**Exercise prompt:** Wherever the word "styles" appears in a line, copy that line.

**Given information:**
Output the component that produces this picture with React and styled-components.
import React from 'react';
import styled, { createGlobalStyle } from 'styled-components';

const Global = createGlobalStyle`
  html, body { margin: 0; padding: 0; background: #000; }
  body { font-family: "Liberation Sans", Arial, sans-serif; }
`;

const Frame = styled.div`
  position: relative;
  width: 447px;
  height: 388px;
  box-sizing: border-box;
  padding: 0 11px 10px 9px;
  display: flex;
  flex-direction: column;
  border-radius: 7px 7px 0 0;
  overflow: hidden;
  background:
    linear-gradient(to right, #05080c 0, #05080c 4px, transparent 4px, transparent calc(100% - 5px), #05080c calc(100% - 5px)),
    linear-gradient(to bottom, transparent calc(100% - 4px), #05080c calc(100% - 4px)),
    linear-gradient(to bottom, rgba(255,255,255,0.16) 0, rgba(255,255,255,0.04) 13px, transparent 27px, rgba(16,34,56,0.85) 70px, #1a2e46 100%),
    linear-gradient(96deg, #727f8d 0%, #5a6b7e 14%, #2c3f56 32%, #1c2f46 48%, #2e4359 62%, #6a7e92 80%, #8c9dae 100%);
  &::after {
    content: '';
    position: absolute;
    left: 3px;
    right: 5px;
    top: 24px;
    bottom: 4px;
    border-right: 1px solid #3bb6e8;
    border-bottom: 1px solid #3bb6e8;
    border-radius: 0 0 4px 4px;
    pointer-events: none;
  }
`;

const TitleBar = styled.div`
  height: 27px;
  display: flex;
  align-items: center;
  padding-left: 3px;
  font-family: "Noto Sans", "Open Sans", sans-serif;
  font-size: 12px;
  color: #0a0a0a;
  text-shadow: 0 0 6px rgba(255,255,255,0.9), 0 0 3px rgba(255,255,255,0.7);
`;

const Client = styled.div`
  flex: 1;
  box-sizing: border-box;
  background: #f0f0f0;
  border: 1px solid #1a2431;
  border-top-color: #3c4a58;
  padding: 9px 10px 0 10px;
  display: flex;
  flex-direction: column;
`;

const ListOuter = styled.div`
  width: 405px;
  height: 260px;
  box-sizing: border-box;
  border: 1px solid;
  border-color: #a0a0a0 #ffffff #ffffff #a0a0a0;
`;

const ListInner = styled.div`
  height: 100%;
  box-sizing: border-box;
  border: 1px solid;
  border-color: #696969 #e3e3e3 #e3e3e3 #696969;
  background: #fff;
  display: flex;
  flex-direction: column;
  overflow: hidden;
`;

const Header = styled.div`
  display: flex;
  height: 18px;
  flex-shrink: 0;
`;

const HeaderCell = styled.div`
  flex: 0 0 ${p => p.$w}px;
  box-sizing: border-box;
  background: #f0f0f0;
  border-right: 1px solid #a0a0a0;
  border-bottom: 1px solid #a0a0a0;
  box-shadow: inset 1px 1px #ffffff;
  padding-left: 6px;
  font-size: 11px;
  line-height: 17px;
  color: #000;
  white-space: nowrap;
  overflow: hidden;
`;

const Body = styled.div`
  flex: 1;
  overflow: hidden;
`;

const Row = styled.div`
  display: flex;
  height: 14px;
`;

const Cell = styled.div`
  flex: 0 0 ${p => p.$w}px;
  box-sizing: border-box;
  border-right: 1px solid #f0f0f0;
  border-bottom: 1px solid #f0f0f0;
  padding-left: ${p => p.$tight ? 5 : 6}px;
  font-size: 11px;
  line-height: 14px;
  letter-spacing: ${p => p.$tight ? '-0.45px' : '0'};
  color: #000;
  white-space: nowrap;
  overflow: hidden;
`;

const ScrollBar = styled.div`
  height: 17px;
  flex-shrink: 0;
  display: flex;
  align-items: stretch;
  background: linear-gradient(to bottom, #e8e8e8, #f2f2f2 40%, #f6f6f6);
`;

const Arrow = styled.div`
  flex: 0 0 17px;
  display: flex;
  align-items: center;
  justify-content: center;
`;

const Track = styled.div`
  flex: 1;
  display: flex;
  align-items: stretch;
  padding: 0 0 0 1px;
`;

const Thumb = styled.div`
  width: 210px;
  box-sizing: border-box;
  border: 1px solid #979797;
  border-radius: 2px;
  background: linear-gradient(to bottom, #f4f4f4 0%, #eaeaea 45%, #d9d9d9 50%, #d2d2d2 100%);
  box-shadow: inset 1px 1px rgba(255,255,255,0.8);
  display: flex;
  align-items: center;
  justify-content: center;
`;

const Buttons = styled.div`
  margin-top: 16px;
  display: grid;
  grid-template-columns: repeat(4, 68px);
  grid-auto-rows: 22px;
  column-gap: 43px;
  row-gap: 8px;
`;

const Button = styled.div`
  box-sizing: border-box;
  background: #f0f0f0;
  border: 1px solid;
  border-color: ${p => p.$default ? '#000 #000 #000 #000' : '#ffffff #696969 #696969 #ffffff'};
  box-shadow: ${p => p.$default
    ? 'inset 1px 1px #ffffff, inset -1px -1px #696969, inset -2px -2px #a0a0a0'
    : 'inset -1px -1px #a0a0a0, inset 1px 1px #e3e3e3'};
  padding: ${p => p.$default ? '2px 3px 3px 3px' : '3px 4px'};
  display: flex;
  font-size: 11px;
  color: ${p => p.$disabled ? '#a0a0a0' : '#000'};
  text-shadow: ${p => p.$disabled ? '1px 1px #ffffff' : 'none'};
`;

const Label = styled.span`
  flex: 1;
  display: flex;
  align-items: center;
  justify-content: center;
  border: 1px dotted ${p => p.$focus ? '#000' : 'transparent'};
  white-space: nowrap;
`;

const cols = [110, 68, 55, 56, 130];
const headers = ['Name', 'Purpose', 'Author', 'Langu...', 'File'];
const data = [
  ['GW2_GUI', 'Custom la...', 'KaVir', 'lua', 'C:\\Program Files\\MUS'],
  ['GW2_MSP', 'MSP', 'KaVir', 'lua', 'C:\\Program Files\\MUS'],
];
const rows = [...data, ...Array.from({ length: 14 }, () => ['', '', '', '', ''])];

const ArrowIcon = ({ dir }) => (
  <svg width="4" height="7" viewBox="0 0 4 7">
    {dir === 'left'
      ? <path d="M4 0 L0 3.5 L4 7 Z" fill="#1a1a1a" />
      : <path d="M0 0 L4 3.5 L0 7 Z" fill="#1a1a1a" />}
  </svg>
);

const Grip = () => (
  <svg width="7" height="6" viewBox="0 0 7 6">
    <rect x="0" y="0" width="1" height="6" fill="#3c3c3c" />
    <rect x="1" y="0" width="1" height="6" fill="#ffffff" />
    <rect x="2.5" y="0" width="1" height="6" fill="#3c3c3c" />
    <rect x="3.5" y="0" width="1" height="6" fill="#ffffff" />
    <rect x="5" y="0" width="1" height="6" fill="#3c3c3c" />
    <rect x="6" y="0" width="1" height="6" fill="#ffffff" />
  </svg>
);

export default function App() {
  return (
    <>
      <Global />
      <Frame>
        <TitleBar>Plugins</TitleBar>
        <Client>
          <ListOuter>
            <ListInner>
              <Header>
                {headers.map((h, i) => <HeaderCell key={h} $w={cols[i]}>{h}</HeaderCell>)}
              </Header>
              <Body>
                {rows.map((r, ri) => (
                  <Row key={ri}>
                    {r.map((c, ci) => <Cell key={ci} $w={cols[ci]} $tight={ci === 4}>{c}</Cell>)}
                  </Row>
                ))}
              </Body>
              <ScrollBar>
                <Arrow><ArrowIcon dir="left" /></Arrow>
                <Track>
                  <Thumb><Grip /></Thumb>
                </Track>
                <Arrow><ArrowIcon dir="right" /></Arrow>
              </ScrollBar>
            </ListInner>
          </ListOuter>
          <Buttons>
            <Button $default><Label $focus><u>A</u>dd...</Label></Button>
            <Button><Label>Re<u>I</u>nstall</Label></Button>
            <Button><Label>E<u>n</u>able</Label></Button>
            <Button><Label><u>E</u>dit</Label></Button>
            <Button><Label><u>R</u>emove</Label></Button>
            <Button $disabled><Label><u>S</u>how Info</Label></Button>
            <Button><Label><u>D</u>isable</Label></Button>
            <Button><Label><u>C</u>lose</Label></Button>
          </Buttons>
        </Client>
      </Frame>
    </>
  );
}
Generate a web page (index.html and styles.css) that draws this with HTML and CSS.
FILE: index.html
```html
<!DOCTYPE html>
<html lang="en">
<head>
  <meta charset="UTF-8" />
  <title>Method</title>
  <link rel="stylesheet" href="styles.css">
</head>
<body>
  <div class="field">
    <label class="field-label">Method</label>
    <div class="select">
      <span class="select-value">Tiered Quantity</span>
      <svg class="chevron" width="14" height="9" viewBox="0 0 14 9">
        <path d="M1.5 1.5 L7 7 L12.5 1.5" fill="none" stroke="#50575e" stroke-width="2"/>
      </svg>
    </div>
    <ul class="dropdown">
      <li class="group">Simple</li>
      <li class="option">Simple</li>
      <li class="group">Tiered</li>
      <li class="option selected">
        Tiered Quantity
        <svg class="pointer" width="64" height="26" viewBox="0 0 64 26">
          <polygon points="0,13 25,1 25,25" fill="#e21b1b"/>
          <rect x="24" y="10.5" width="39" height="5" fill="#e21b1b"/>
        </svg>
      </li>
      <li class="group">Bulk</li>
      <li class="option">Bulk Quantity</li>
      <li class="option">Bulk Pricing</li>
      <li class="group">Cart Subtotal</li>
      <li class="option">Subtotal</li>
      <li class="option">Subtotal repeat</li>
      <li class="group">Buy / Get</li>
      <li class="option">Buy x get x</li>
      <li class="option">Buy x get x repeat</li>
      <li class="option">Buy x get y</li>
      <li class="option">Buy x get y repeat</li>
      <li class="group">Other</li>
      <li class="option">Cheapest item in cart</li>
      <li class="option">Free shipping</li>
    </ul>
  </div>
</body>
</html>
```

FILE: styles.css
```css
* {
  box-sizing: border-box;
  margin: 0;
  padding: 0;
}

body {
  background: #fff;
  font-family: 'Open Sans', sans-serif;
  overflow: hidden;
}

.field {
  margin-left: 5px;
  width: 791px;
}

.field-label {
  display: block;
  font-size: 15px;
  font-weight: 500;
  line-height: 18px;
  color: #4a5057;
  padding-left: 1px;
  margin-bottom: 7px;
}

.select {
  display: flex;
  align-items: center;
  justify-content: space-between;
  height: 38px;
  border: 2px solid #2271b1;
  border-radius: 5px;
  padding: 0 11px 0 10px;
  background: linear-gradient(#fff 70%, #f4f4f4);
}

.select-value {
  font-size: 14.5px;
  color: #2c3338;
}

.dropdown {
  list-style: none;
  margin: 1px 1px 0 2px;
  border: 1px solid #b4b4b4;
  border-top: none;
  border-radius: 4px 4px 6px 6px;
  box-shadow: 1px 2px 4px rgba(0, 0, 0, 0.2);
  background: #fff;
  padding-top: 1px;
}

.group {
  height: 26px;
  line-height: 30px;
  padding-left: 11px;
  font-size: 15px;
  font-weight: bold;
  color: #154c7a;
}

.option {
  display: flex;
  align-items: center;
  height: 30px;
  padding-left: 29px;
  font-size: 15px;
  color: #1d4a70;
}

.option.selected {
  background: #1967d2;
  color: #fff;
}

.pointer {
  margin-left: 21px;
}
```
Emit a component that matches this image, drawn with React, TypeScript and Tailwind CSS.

**Complete output:**
Generate a web page (index.html and styles.css) that draws this with HTML and CSS.
  <link rel="stylesheet" href="styles.css">
FILE: styles.css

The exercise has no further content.